Gravitational scattering of two black holes at the fourth post-Newtonian approximation
Donato Bini, Thibault Damour
TL;DR
This paper computes the gauge-invariant scattering angle $χ$ for hyperbolic encounters of two spinning black holes at the $4^{\text{PN}}$ level for orbital effects and at next-to-next-to-leading order for spin effects, using the Effective-One-Body (EOB) framework. It splits the conservative dynamics into local and tail (nonlocal) parts, develops a time-localization method that extends to unbound motion, and validates tail contributions with both time-domain and Fourier-domain calculations. The authors also include NNLO linear-in-spin terms, perform a detailed large-$j$ (small $1/j$) expansion, check the Schwarzschild limit, and analyze the eccentricity dependence of tail effects across the full hyperbolic domain, including analytic fits for the eccentricity-dependent function $C(ε)$. Additionally, they connect the tail scattering correction to a time-integrated tail Hamiltonian $W^{\rm tail}$ and relate it to the gravitational-wave energy emission $ΔE_{\rm GW}$, providing a comprehensive description of high-energy scattering in GR with potential implications for gravitational-wave physics and fundamental tests of GR.
Abstract
We compute the (center-of-mass frame) scattering angle $χ$ of hyperboliclike encounters of two spinning black holes, at the fourth post-Newtonian approximation level for orbital effects, and at the next-to-next-to-leading order for spin-dependent effects.

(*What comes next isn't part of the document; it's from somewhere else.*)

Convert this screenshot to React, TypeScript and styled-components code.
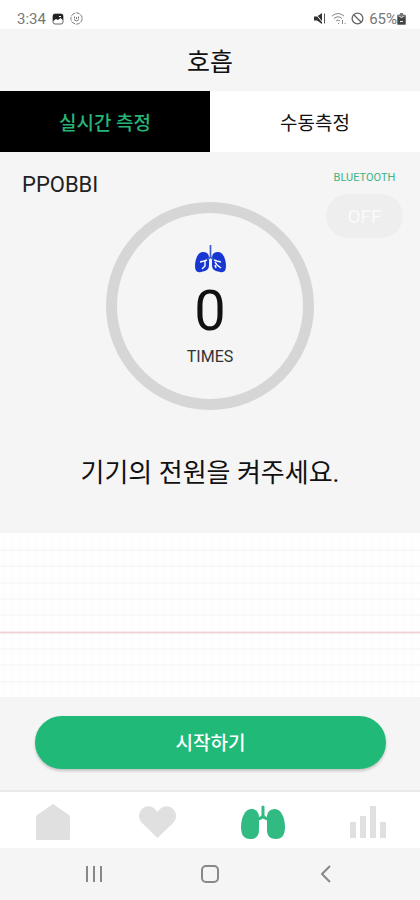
import React, { useState } from "react";
import styled, { createGlobalStyle } from "styled-components";

const GlobalStyle = createGlobalStyle`
  *, *::before, *::after { box-sizing: border-box; }
  body {
    margin: 0;
    background: #f5f5f5;
    color: #111;
    font-family: Roboto, "Noto Sans CJK KR", sans-serif;
  }
  button { font: inherit; border: 0; padding: 0; cursor: pointer; }
`;

const Screen = styled.div`
  min-height: 100vh;
  display: flex;
  flex-direction: column;
`;

const StatusBar = styled.div`
  height: 29px;
  padding: 8px 14px 0 17px;
  display: flex;
  align-items: center;
  justify-content: space-between;
  background: #fff;
  color: #777;
  font-size: 15px;
  line-height: 20px;
`;

const StatusGroup = styled.div<{ $gap: number }>`
  display: flex;
  align-items: center;
  gap: ${({ $gap }) => $gap}px;
`;

const Battery = styled.span`
  display: flex;
  align-items: center;
`;

const Header = styled.header`
  height: 62px;
  padding-top: 5px;
  display: flex;
  align-items: center;
  justify-content: center;
`;

const Title = styled.h1`
  margin: 0;
  font-size: 25px;
  line-height: 36px;
  font-weight: 400;
`;

const Tabs = styled.div`
  display: grid;
  grid-template-columns: 1fr 1fr;
`;

const Tab = styled.button<{ $active: boolean }>`
  height: 61px;
  padding-top: 4px;
  font-size: 19px;
  line-height: 28px;
  font-weight: ${({ $active }) => ($active ? 500 : 400)};
  background: ${({ $active }) => ($active ? "#000" : "#fff")};
  color: ${({ $active }) => ($active ? "#26b478" : "#111")};
`;

const Measure = styled.main`
  flex: 1;
  display: grid;
  grid-template-columns: 1fr auto 1fr;
  grid-template-rows: auto 1fr;
  align-items: start;
`;

const DeviceName = styled.div`
  padding: 19px 0 0 22px;
  font-size: 22px;
  line-height: 28px;
  color: #222;
`;

const Dial = styled.section`
  width: 208px;
  height: 208px;
  margin-top: 50px;
  border: 11px solid #d6d6d6;
  border-radius: 50%;
  display: flex;
  flex-direction: column;
  align-items: center;
  padding-top: 32px;
`;

const Count = styled.div`
  margin-top: 10px;
  font-size: 56px;
  line-height: 56px;
`;

const Unit = styled.div`
  margin-top: 8px;
  font-size: 16px;
  line-height: 20px;
  color: #333;
`;

const Connection = styled.div`
  justify-self: end;
  width: 77px;
  margin: 18px 17px 0 0;
  display: flex;
  flex-direction: column;
  align-items: center;
  gap: 8px;
`;

const ConnectionLabel = styled.span`
  font-size: 11px;
  line-height: 16px;
  color: #3db387;
`;

const ConnectionButton = styled.button`
  width: 100%;
  height: 44px;
  border-radius: 22px;
  background: #eeeeee;
  color: #fafafa;
  font-size: 19px;
`;

const Prompt = styled.p`
  grid-column: 1 / -1;
  margin: 45px 0 0;
  text-align: center;
  font-size: 26px;
  line-height: 36px;
`;

const Chart = styled.svg`
  display: block;
  width: 100%;
  height: 164px;
  background: #fefefe;
`;

const Action = styled.div`
  padding: 19px 34px 21px 35px;
`;

const StartButton = styled.button`
  display: block;
  width: 100%;
  height: 53px;
  padding-top: 3px;
  border-radius: 27px;
  background: #20b978;
  color: #fff;
  font-size: 19px;
  line-height: 28px;
  font-weight: 500;
  box-shadow: 0 2px 3px rgba(0, 0, 0, 0.2);
`;

const NavBar = styled.nav`
  height: 58px;
  border-top: 2px solid #e9e9e9;
  background: #fff;
  display: grid;
  grid-template-columns: repeat(4, 1fr);
`;

const NavLink = styled.a<{ $active?: boolean }>`
  display: flex;
  align-items: center;
  justify-content: center;
  padding-top: 4px;
  color: ${({ $active }) => ($active ? "#31ba82" : "#e0e0e0")};
`;

const SystemBar = styled.div`
  height: 52px;
  padding: 0 20%;
  display: flex;
  justify-content: space-between;
`;

const SystemButton = styled.button`
  width: 20px;
  display: flex;
  align-items: center;
  justify-content: center;
  background: transparent;
  color: #888;
`;

const PictureIcon = () => (
  <svg width="12" height="12" viewBox="0 0 12 12" aria-hidden="true">
    <rect x="1" y="1" width="10" height="10" rx="2" fill="#fff" stroke="#666" />
    <path d="M1 2.5Q1 1 2.5 1h7Q11 1 11 2.5V7L8.5 5 6 7 4 6 1 8z" fill="#222" />
    <path d="M7 3h2v1H7z" fill="#fff" />
  </svg>
);

const FaceIcon = () => (
  <svg width="13" height="13" viewBox="0 0 13 13" fill="none" stroke="#777" aria-hidden="true">
    <circle cx="6.5" cy="6.5" r="5.6" strokeDasharray="4 1" />
    <path d="M4.5 4.5v2M8.5 4.5v2M4 7.5q2.5 3 5 0M6.5 5v2" />
  </svg>
);

const MuteIcon = () => (
  <svg width="12" height="13" viewBox="0 0 12 13" aria-hidden="true">
    <path d="M0 4.5h3L8 1v11L3 8.5H0z" fill="#333" />
    <path d="M1 1l8 10" stroke="#fff" />
    <path d="M10.5 1.5v10" stroke="#555" />
  </svg>
);

const WifiIcon = () => (
  <svg width="15" height="13" viewBox="0 0 15 13" fill="none" stroke="#888" aria-hidden="true">
    <path d="M1 4q6-5 12 0M3 6.5q4-3.5 8 0M5 9q2-2 4 0M7 11.5h1M11.5 8v4M13.5 11.5h1" />
  </svg>
);

const BlockIcon = () => (
  <svg width="13" height="13" viewBox="0 0 13 13" fill="none" stroke="#666" strokeWidth="1.3" aria-hidden="true">
    <circle cx="6.5" cy="6.5" r="5.4" />
    <path d="M2.7 2.7l7.6 7.6" />
  </svg>
);

const BatteryIcon = () => (
  <svg width="9" height="12" viewBox="0 0 9 12" aria-hidden="true">
    <path d="M3 0h3v1.5h1.5Q9 1.5 9 3v7.5Q9 12 7.5 12h-6Q0 12 0 10.5V3q0-1.5 1.5-1.5H3z" fill="#777" />
    <path d="M1 4h7v7H1z" fill="#444" />
    <path d="M2.5 3l2 2 2-2M3 8.5h3" stroke="#eee" fill="none" />
  </svg>
);

const LungsIcon = () => (
  <svg width="44" height="34" viewBox="0 0 44 34" aria-hidden="true">
    <path d="M10 4C4 4 0 13 0 22c0 8 3 12 9 12s9-3 9-9V12c0-5-3-8-8-8z" fill="currentColor" />
    <path d="M34 4c6 0 10 9 10 18 0 8-3 12-9 12s-9-3-9-9V12c0-5 3-8 8-8z" fill="currentColor" />
    <path d="M22 2v9q-1 2-5 3M22 11q1 2 5 3" stroke="currentColor" strokeWidth="3" strokeLinecap="round" fill="none" />
  </svg>
);

const BlueLungsIcon = () => (
  <svg width="31" height="28" viewBox="0 0 31 28" aria-hidden="true">
    <path d="M8 7C3 7 0 14 0 21c0 5 2 7 6 6l4-1c3-1 4-3 4-6v-7c0-4-2-6-6-6z" fill="#1637d2" />
    <path d="M23 7c5 0 8 7 8 14 0 5-2 7-6 6l-4-1c-3-1-4-3-4-6v-7c0-4 2-6 6-6z" fill="#1637d2" />
    <path d="M12 15l-3 1-4 1M10 16v5l-3 3M19 15l3 1 4 1M20 17l2 3 4 3M20 20l1 3" stroke="#f5f5f5" strokeWidth="1.5" fill="none" />
    <path d="M15.5 0v12l-3 2.5M15.5 12l3 2.5" stroke="#3f5cd0" strokeWidth="1.7" fill="none" />
  </svg>
);

const HomeIcon = () => (
  <svg width="34" height="36" viewBox="0 0 34 36" fill="currentColor" aria-hidden="true">
    <path d="M17 0l16 11q1 1 1 2v22q0 1-1 1H1q-1 0-1-1V13q0-1 1-2z" />
  </svg>
);

const HeartIcon = () => (
  <svg width="37" height="32" viewBox="0 0 37 32" fill="currentColor" aria-hidden="true">
    <path d="M18.5 32L3 17C-1 13-1 7 3 3s11-4 15.5 3C23 -1 30-1 34 3s4 10 0 14z" />
  </svg>
);

const BarsIcon = () => (
  <svg width="36" height="32" viewBox="0 0 36 32" fill="currentColor" aria-hidden="true">
    <path d="M0 16h6v16H0zM10 10h6v22h-6zM20 0h6v32h-6zM30 16h6v16h-6z" />
  </svg>
);

const gridRows = [17, 33, 50, 66, 82, 116, 132, 149];

const BreathChart = () => (
  <Chart role="img" aria-label="호흡 그래프">
    <defs>
      <pattern id="columns" width="8" height="164" patternUnits="userSpaceOnUse">
        <path d="M4.5 0v164" stroke="#fbfbfb" />
      </pattern>
    </defs>
    <rect width="100%" height="100%" fill="url(#columns)" />
    {gridRows.map((y) => (
      <rect key={y} y={y - 1} width="100%" height="2" fill="#f8f8f8" />
    ))}
    <rect y="98" width="100%" height="3" fill="#faeaec" />
    <rect y="99" width="100%" height="1" fill="#ecd2d7" />
  </Chart>
);

const tabs = ["실시간 측정", "수동측정"];

export default function App() {
  const [selected, setSelected] = useState(0);
  return (
    <>
      <GlobalStyle />
      <Screen>
        <StatusBar>
          <StatusGroup $gap={6}>
            <span>3:34</span>
            <PictureIcon />
            <FaceIcon />
          </StatusGroup>
          <StatusGroup $gap={5}>
            <MuteIcon />
            <WifiIcon />
            <BlockIcon />
            <Battery>
              65%
              <BatteryIcon />
            </Battery>
          </StatusGroup>
        </StatusBar>
        <Header>
          <Title>호흡</Title>
        </Header>
        <Tabs role="tablist">
          {tabs.map((label, i) => (
            <Tab
              key={label}
              type="button"
              role="tab"
              aria-selected={selected === i}
              $active={selected === i}
              onClick={() => setSelected(i)}
            >
              {label}
            </Tab>
          ))}
        </Tabs>
        <Measure>
          <DeviceName>PPOBBI</DeviceName>
          <Dial>
            <BlueLungsIcon />
            <Count>0</Count>
            <Unit>TIMES</Unit>
          </Dial>
          <Connection>
            <ConnectionLabel id="bluetooth-label">BLUETOOTH</ConnectionLabel>
            <ConnectionButton type="button" aria-describedby="bluetooth-label">
              OFF
            </ConnectionButton>
          </Connection>
          <Prompt>기기의 전원을 켜주세요.</Prompt>
        </Measure>
        <BreathChart />
        <Action>
          <StartButton type="button">시작하기</StartButton>
        </Action>
        <NavBar>
          <NavLink href="#home" aria-label="홈"><HomeIcon /></NavLink>
          <NavLink href="#heart" aria-label="심박"><HeartIcon /></NavLink>
          <NavLink href="#breath" aria-label="호흡" aria-current="page" $active><LungsIcon /></NavLink>
          <NavLink href="#stats" aria-label="통계"><BarsIcon /></NavLink>
        </NavBar>
        <SystemBar>
          <SystemButton type="button" aria-label="최근 앱">
            <svg width="18" height="18" viewBox="0 0 18 18" stroke="currentColor" strokeWidth="2" aria-hidden="true">
              <path d="M2 1v16M9 1v16M16 1v16" />
            </svg>
          </SystemButton>
          <SystemButton type="button" aria-label="홈 화면">
            <svg width="18" height="18" viewBox="0 0 18 18" fill="none" stroke="currentColor" strokeWidth="2" aria-hidden="true">
              <rect x="1" y="1" width="16" height="16" rx="4" />
            </svg>
          </SystemButton>
          <SystemButton type="button" aria-label="뒤로">
            <svg width="10" height="18" viewBox="0 0 10 18" fill="none" stroke="currentColor" strokeWidth="2" aria-hidden="true">
              <path d="M9 1L1 9l8 8" />
            </svg>
          </SystemButton>
        </SystemBar>
      </Screen>
    </>
  );
}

We find it convenient to compute the gauge-invariant scattering angle (expressed as a function of energy, orbital angular momentum and spins) by using the Effective-One-Body formalism. The contribution to scattering associated with nonlocal, tail effects is computed by generalizing to the case of unbound motions the method of time-localization of the action introduced in the case of (small-eccentricity) bound motions by Damour, Jaranowski and Schäfer [Phys.\ Rev.\ D {\bf 91}, no. 8, 084024 (2015)].